Harris calls hospital row an 'unedifying spat' and warns no 'plan B' to talks
Health Minister Simon Harris has admitted he is powerless to solve the "unedifying spat" over a plan to move the National Maternity hospital to the St Vincent's Hospital campus.
But he says there is no "plan B" to a mediation process that is being pursued.
Mr Harris was speaking in the Seanad in response to a question from Labour's Kevin Humphreys, who highlighted the "turf war" between the two hospitals and said: "We cannot allow up to 10,000 babies be delivered in a hospital that was built in the 1800s."
Mr Harris said he had visited the current Holles Street location since becoming minister, saying it was "an entirely inappropriate and sub-standard building".
"It is not up to the standards we would want for expectant mothers and their infant children ... it is utterly unacceptable," he added.
The minister said he had appointed former Workplace Relations Commission chief Kieran Mulvey as a mediator in the row. However, he stressed that both institutions were voluntary independent hospitals and said, "therefore, I cannot simply impose a solution".
"An unedifying spat between two of our great medical institutions does not serve patients well," he added.
Mr Humphreys said €5m had already been spent preparing the project. He said the minister would face a number of "bad choices" if mediation failed and that he would have to "pick the best of them".
He urged Mr Harris to investigate the possibility of a compulsory purchase of the site to allow the hospital to be built.
Mr Harris said he shared the senator's frustration at the situation. He said €5m had already been spent because "as a country we want to deliver this landmark project".
He warned that there was "not an apparent plan B", adding: "That is why it is so important that the hospitals get this right.

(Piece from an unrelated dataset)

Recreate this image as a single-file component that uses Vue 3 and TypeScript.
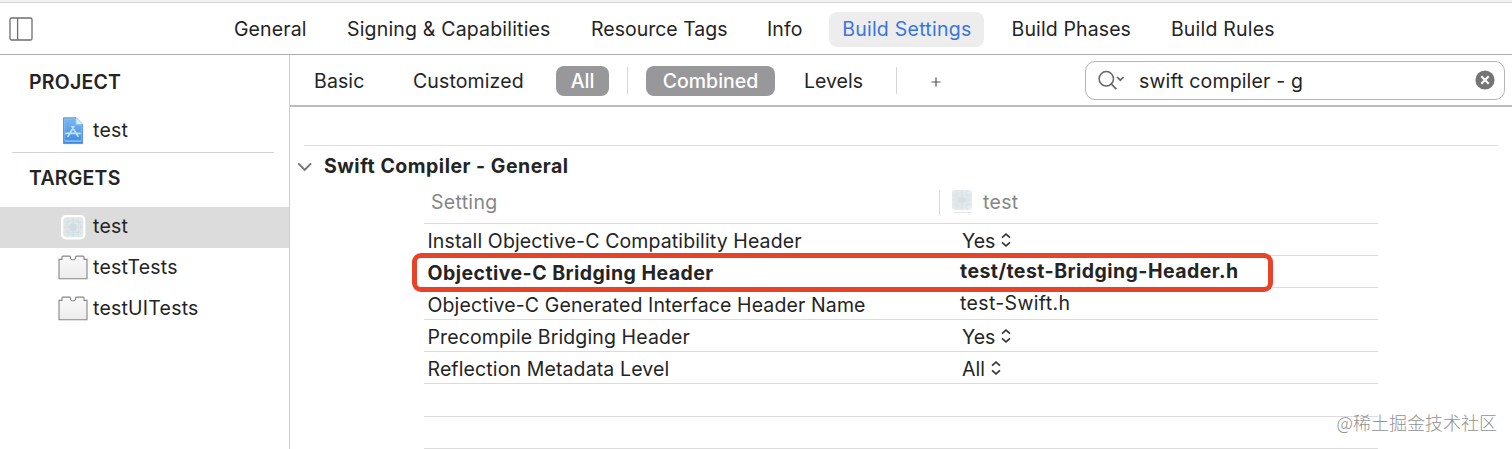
<script setup lang="ts">
interface Tab { label: string; key: string; active?: boolean }
interface Setting { name: string; value: string; popup: boolean; strong?: boolean; key: string }

const tabs: Tab[] = [
  { label: 'General', key: 'general' },
  { label: 'Signing & Capabilities', key: 'signing' },
  { label: 'Resource Tags', key: 'resource' },
  { label: 'Info', key: 'info' },
  { label: 'Build Settings', key: 'settings', active: true },
  { label: 'Build Phases', key: 'phases' },
  { label: 'Build Rules', key: 'rules' },
]

const settings: Setting[] = [
  { name: 'Install Objective-C Compatibility Header', value: 'Yes', popup: true, key: 'install' },
  { name: 'Objective-C Bridging Header', value: 'test/test-Bridging-Header.h', popup: false, strong: true, key: 'bridging' },
  { name: 'Objective-C Generated Interface Header Name', value: 'test-Swift.h', popup: false, key: 'generated' },
  { name: 'Precompile Bridging Header', value: 'Yes', popup: true, key: 'precompile' },
  { name: 'Reflection Metadata Level', value: 'All', popup: true, key: 'reflection' },
]

const bundles: string[] = ['testTests', 'testUITests']
</script>

<template>
  <div class="window">
    <header class="topbar">
      <svg class="panel-icon" width="24" height="24" viewBox="0 0 24 24" fill="none" stroke="#6f6f6f" stroke-width="1.3">
        <rect x="1" y="1" width="22" height="22" rx="1.6" />
        <path d="M8.6 1v22" />
      </svg>
      <nav class="tabs">
        <span v-for="t in tabs" :key="t.key" class="tab" :class="[t.key, { active: t.active }]">{{ t.label }}</span>
      </nav>
    </header>

    <div class="body">
      <aside class="sidebar">
        <div class="heading project">PROJECT</div>
        <div class="item first">
          <svg class="icon" width="28" height="28" viewBox="0 0 28 28">
            <defs>
              <linearGradient id="doc" x1="0" y1="0" x2="0" y2="1">
                <stop offset="0" stop-color="#7dbaf0" />
                <stop offset="1" stop-color="#3a88e0" />
              </linearGradient>
            </defs>
            <path d="M4.5 .8h12.8l6.3 6.4v19.4H4.5z" fill="url(#doc)" stroke="#4c88c8" stroke-width=".8" />
            <path d="M5.7 2h10.9v6.2h5.8v15.6H5.7z" fill="none" stroke="#8fc4f5" stroke-width=".6" />
            <path d="M17.3.8v6.4h6.3z" fill="#dcecfb" />
            <path d="M5.6 24.2h17" stroke="#a9d0f5" stroke-width=".9" />
            <path d="M14.8 9.6 9 19.4M13 9.6 19 19.4M7 16.4h14" fill="none" stroke="#c6e2fb" stroke-width="1.7" stroke-linecap="round" />
          </svg>
          <span>test</span>
        </div>
        <div class="separator"></div>
        <div class="heading targets">TARGETS</div>
        <div class="item selected">
          <svg class="icon" width="28" height="28" viewBox="0 0 28 28">
            <rect x="2" y="2" width="24.4" height="24.4" rx="5" fill="#fff" />
            <rect x="4.2" y="4.2" width="20" height="20" rx="3" fill="#e2e8ea" />
            <g fill="none" stroke="#cfdbe0" stroke-width=".6">
              <path d="M4.2 9h20M4.2 19.4h20M9 4.2v20M19.4 4.2v20M14.2 4.2v20M4.2 14.2h20" />
              <circle cx="14.2" cy="14.2" r="7.5" /><circle cx="14.2" cy="14.2" r="4" />
            </g>
            <rect x="11" y="11" width="6.4" height="6.4" rx="2" fill="#cfdbe0" />
          </svg>
          <span>test</span>
        </div>
        <div v-for="b in bundles" :key="b" class="item bundle">
          <svg class="brick" width="30" height="25" viewBox="0 0 30 25">
            <defs>
              <linearGradient id="brick" x1="0" y1="0" x2="0" y2="1">
                <stop offset="0" stop-color="#fafafa" />
                <stop offset="1" stop-color="#ececec" />
              </linearGradient>
            </defs>
            <path d="M1 4.4h3V2.1Q4 1.1 5 1.1h6.5q1 0 1 1v1.5l1.2 1.2h2.6l1.2-1.2V2.1q0-1 1-1H25q1 0 1 1v2.3h3v19.4H1z" fill="url(#brick)" stroke="#858585" stroke-width="1.1" />
          </svg>
          <span>{{ b }}</span>
        </div>
      </aside>

      <main class="editor">
        <div class="filters">
          <span class="filter basic">Basic</span>
          <span class="filter customized">Customized</span>
          <span class="pill all">All</span>
          <i class="bar"></i>
          <span class="pill combined">Combined</span>
          <span class="filter levels">Levels</span>
          <i class="bar"></i>
          <svg class="plus" width="10" height="10" viewBox="0 0 10 10"><path d="M5 .5v9M.5 5h9" stroke="#555" stroke-width="1.2" /></svg>
          <div class="search">
            <svg class="lens" width="28" height="22" viewBox="0 0 28 22" fill="none" stroke="#666">
              <circle cx="9.3" cy="9.8" r="7.2" stroke-width="1.5" />
              <path d="m14.4 15 4.9 5.2" stroke-width="1.8" />
              <path d="m20 8 3.3 3.2L26.6 8" stroke-width="1.7" />
            </svg>
            <span class="query">swift compiler - g</span>
            <svg class="clear" width="20" height="20" viewBox="0 0 20 20">
              <circle cx="10" cy="10" r="9.6" fill="#757575" />
              <path d="m6.3 6.3 7.4 7.4M13.7 6.3l-7.4 7.4" stroke="#fff" stroke-width="2" />
            </svg>
          </div>
        </div>

        <div class="section-title">
          <svg width="16" height="10" viewBox="0 0 16 10"><path d="m1.3 1.3 6.4 6.6 6.4-6.6" fill="none" stroke="#737373" stroke-width="1.9" /></svg>
          <span class="title">Swift Compiler - General</span>
        </div>

        <div class="table">
          <div class="row head">
            <span class="name">Setting</span>
            <span class="target">
              <svg width="22" height="24" viewBox="0 0 22 24">
                <rect x="1" y="0" width="20" height="20" rx="3" fill="#e6ecee" />
                <g fill="none" stroke="#d3dfe3" stroke-width=".6">
                  <path d="M1 5h20M1 15h20M6 0v20M16 0v20M11 0v20M1 10h20" />
                  <circle cx="11" cy="10" r="7.5" /><circle cx="11" cy="10" r="4" />
                </g>
                <rect x="8" y="7" width="6" height="6" rx="2" fill="#d5e0e4" />
                <path d="M2 22.5h18" stroke="#e6e6e6" />
              </svg>
              <span class="target-name">test</span>
            </span>
          </div>
          <div v-for="s in settings" :key="s.key" class="row" :class="{ strong: s.strong }">
            <span class="name">{{ s.name }}</span>
            <span class="value" :class="{ popup: s.popup }">
              <span>{{ s.value }}</span>
              <svg v-if="s.popup" width="10" height="14" viewBox="0 0 10 14"><path d="m1 4.6 4-3.5 4 3.5M1 9.4l4 3.5 4-3.5" fill="none" stroke="#333" stroke-width="1.6" /></svg>
            </span>
            <i v-if="s.strong" class="highlight"></i>
          </div>
          <div class="row"></div>
          <div class="row"></div>
        </div>
      </main>
    </div>
    <div class="watermark">@稀土掘金技术社区</div>
  </div>
</template>

<style>
body { margin: 0; overflow: hidden; }
</style>

<style scoped>
.window {
  position: relative; width: 1512px; height: 449px; overflow: hidden; box-sizing: border-box;
  background: #fff; color: #242424; font: 19.5px/24px Inter, "Noto Sans CJK SC", sans-serif; letter-spacing: .12px;
  border-top: 2px solid #f3f3f3; white-space: nowrap; display: flex; flex-direction: column;
}
svg { display: block; flex: none; }
.topbar {
  height: 53px; box-sizing: border-box; border-top: 1px solid #d4d4d4; border-bottom: 1px solid #adadad;
  display: flex; align-items: center; padding-left: 9px; flex: none; padding-top: 1px;
}
.tabs { display: flex; margin-left: 188.3px; gap: 14.5px; }
.tab { height: 35px; line-height: 34px; box-sizing: border-box; text-align: center; border-radius: 8px; }
.tab.general { width: 98px; }
.tab.signing { width: 230px; letter-spacing: .18px; }
.tab.resource { width: 162px; letter-spacing: 0; }
.tab.info { width: 60px; }
.tab.settings { width: 155px; letter-spacing: .25px; }
.tab.phases { width: 145px; }
.tab.rules { width: 129px; letter-spacing: .2px; }
.tab.active { background: #ededee; color: #3a75dd; }

.body { display: flex; flex: 1; min-height: 0; }
.sidebar { width: 289px; border-right: 1px solid #cfcfcf; flex: none; }
.heading { font-weight: 600; padding-left: 29px; height: 24px; letter-spacing: .22px; }
.project { margin-top: 15px; }
.item { height: 41px; line-height: 39px; display: flex; align-items: center; }
.item span { height: 41px; letter-spacing: .22px; }
.item .icon { margin-left: 58.5px; margin-right: 6.5px; margin-top: -2px; }
.first { margin-top: 17px; }
.separator { height: 1px; background: #d2d2d2; margin: 0 15px 0 12px; }
.targets { margin-top: 13px; }
.selected { background: #dcdcdc; margin-top: 17px; }
.brick { margin-left: 58px; margin-right: 5px; margin-top: -2px; }

.editor { flex: 1; min-width: 0; }
.filters { height: 52px; box-sizing: border-box; border-bottom: 2px solid #bdbdbd; display: flex; align-items: center; padding-left: 24px; padding-top: 1px; }
.basic { width: 99px; }
.customized { width: 143px; }
.pill { height: 30px; line-height: 30px; border-radius: 8px; background: #98979a; color: #fff; text-align: center; font-weight: 500; letter-spacing: 0; }
.all { width: 53px; }
.combined { width: 129px; margin-left: 18px; }
.bar { width: 1px; height: 27px; background: #d6d6d6; margin-left: 18px; }
.levels { margin-left: 29px; width: 74px; letter-spacing: 0; }
.plus { margin-left: 34px; margin-top: 2px; }
.search { margin-left: auto; margin-right: 7px; width: 420px; height: 39px; margin-top: -1px; box-sizing: border-box; border: 1px solid #b5b5b5; border-radius: 10px; display: flex; align-items: center; padding: 0 9px 0 11px; }
.query { margin-left: 14px; padding-top: 1px; letter-spacing: .15px; }
.clear { margin-left: auto; }

.section-title { margin: 38px 14px 0; border-top: 1px solid #dedede; height: 42px; padding-bottom: 2px; box-sizing: border-box; display: flex; align-items: center; font-weight: 700; letter-spacing: .5px; }
.section-title svg { margin-left: -7px; margin-top: 2px; }
.title { margin-left: 11px; }

.table { margin-left: 134px; width: 954px; }
.row { height: 32.1px; box-sizing: border-box; border-bottom: 1px solid #dcdcdc; display: flex; align-items: center; position: relative; }
.row.head { height: 37px; color: #868686; letter-spacing: .3px; }
.name { width: 515px; padding-left: 3.5px; box-sizing: border-box; padding-top: 2px; }
.head .name { padding-left: 7px; padding-top: 0; margin-top: -6px; }
.target { display: flex; align-items: center; height: 25px; border-left: 1px solid #d8d8d8; padding-left: 11px; margin-top: -6px; }
.target-name { margin-left: 10px; }
.value { padding-left: 21px; display: flex; align-items: center; margin-top: -2px; letter-spacing: .35px; }
.value.popup { padding-left: 23px; padding-top: 2px; margin-top: 0; letter-spacing: 0; }
.value svg { margin-left: 6px; margin-top: -1px; }
.strong, .strong .value { font-weight: 700; letter-spacing: .45px; }
.highlight { position: absolute; left: -12px; top: -3px; width: 861px; height: 39px; box-sizing: border-box; border: 5px solid #e64329; border-radius: 9px; }
.watermark { position: absolute; right: 15px; bottom: 14px; font: 300 18px/26px "Noto Sans CJK SC", sans-serif; letter-spacing: 0; color: #929292; }
</style>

"If these hospitals walk off the pitch, there is no simple option. The only people who will suffer, along with front-line staff, are the future expectant mothers of this country and their babies. We cannot allow that to happen."
Mr Harris said he had to be careful what he said about the matter because he did not want to undermine the mediation process.
The two hospitals are at loggerheads because of the proposed governance requirements set down by St Vincent's for the new hospital on their grounds in Elm Park. These will place all services, including tertiary maternity and neonatal services, under the control of the St Vincent's board and shareholders, the Religious Sisters of Charity.